Es interesante fijarse en esas caras, pues suelen ser tan expresivas como las de los que en ese preciso momento están hablando. El tertuliano ha ido fabricando poco a poco un rostro peculiar, que es tan solo de tertuliano, como si ese disfraz se adquiriera en las tiendas o en las farmacias. Se trata de irle diciendo al que habla (o al telespectador) lo que piensa decirle después, y lo hace aún antes de que emita una sola palabra.

Esos gestos de desdén por lo que está diciendo el otro ocurren también en el Parlamento, donde parece que los políticos han de hacer explícitos sus desacuerdos con las caras aun antes de que lleguen a emitir sonido alguno. Por supuesto, pasa también con la prensa, y pasa en las conversaciones cotidianas. Los que consideran que la libertad de expresión, como aquellos disfraces de las caras de los tertulianos, se venden en farmacias o en quioscos, saben lo que dice un artículo o una información aun antes de leerlos: ya saben que va a haber desacuerdo.

Este indecoroso ánimo de no escuchar está empobreciendo la conversación española hasta límites indecibles. Es costumbre, ahora acentuada por el predominio gritón de las redes sociales y sus correspondientes contagios periodísticos, responder con los implacables 140 caracteres a aquel o a aquellos cuyas opiniones no están en consonancia con las nuestras, adivinando incluso lo que aún no se ha dicho. El otro día publicó aquí Lluís Bassets una excelente glosa sobre un libro que explica por qué en estos tiempos parece que resurge la posibilidad de un Hitler. Como se suele decir, la Red se incendió: sin siquiera haber leído los argumentos que extraía Bassets del libro glosado, le saltaron a su yugular y a la del periódico (este periódico) como si el buen Lluís se hubiera hecho profeta del nazismo que deploraba desde la cruz a la fecha.

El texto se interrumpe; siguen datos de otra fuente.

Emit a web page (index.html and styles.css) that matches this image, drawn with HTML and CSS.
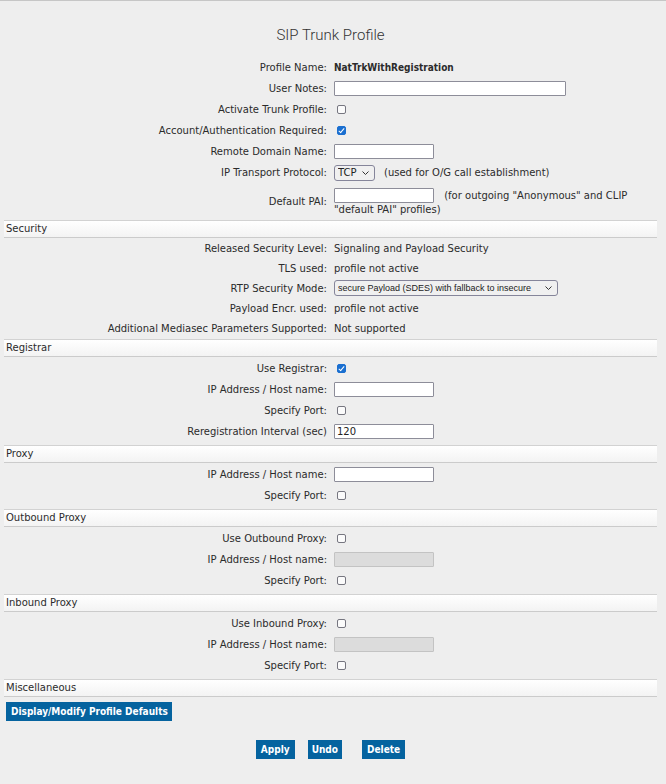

Pasa lo mismo con respecto a políticos nuevos que han venido con la noble intención de darle brillo a la libertad de expresión, pero que arremeten contra el uso ajeno de esa herramienta civil en cuanto observan muecas que los desaprueban. Si todos nos escucháramos, si todos leyéramos para saber si estamos o no en desacuerdo, si oyéramos en silencio (y con las caras en silencio) es probable que este guirigay que hay montado baje los decibelios de un ruido que no va a ninguna parte.